ESG Strategy Development and Implementation
Our ESG Committee uses external research, benchmarking, and stakeholder engagement to evaluate ESG data trends and identify the key issues and opportunities for improvement that are most pertinent to us and our stakeholders. Examples include outreach to investors, credit providers, landowners, environmental certification organizations, nongovernmental organizations, and other groups to better understand how we can address key ESG issues. Every 3 years, we also conduct a strategic materiality assessment to ensure our ESG disclosures, initiatives, and strategy align with both internal and external stakeholder expectations.

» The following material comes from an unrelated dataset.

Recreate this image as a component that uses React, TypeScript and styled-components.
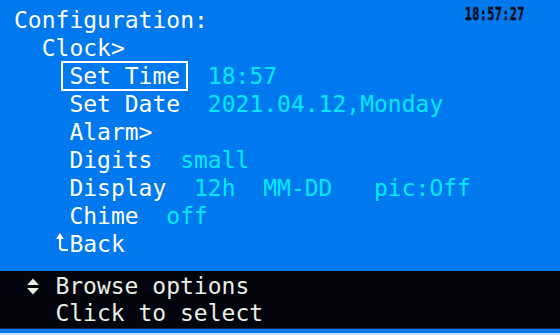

We plan to refresh our materiality assessment in 2025. For more information on our overall stakeholder engagement strategy, see Stakeholder Engagement. Details on our materiality approach can be found in our Global Reporting Initiative (GRI) Content Index, specifically GRI 3-1 and 3-2.
Our ESG Committee also helps our executive team and senior management develop, implement, and monitor initiatives, policies, and disclosures in accordance with our ESG strategy. Along with our Board and Committee oversight, the ESG Committee provides strategic direction to the Board and works with senior management and specific business departments to coordinate effective execution of our ESG strategy across the company.
ESG Reporting
Our ESG Committee oversees our ESG reporting process, including coordination with internal subject matter experts (SMEs) as needed. In addition, our Board and Chief Executive Officer have an opportunity to review and provide feedback on our annual ESG Report.
[1] Our IPSUP compensation plans are based on a 3-year performance period and potential payouts under each IPSUP are assessed at the end of the applicable performance period. For example, the 2022 IPSUP performance period extends from 2022 through 2024. Because our net-zero goal was established as a milestone to be achieved by 2025, meaning that performance against this objective will be measured as of year-end 2024, the Compensation Committee determined that it would not be appropriate to include a payout modifier for achievement of our net-zero goal beyond the 2022 IPSUP.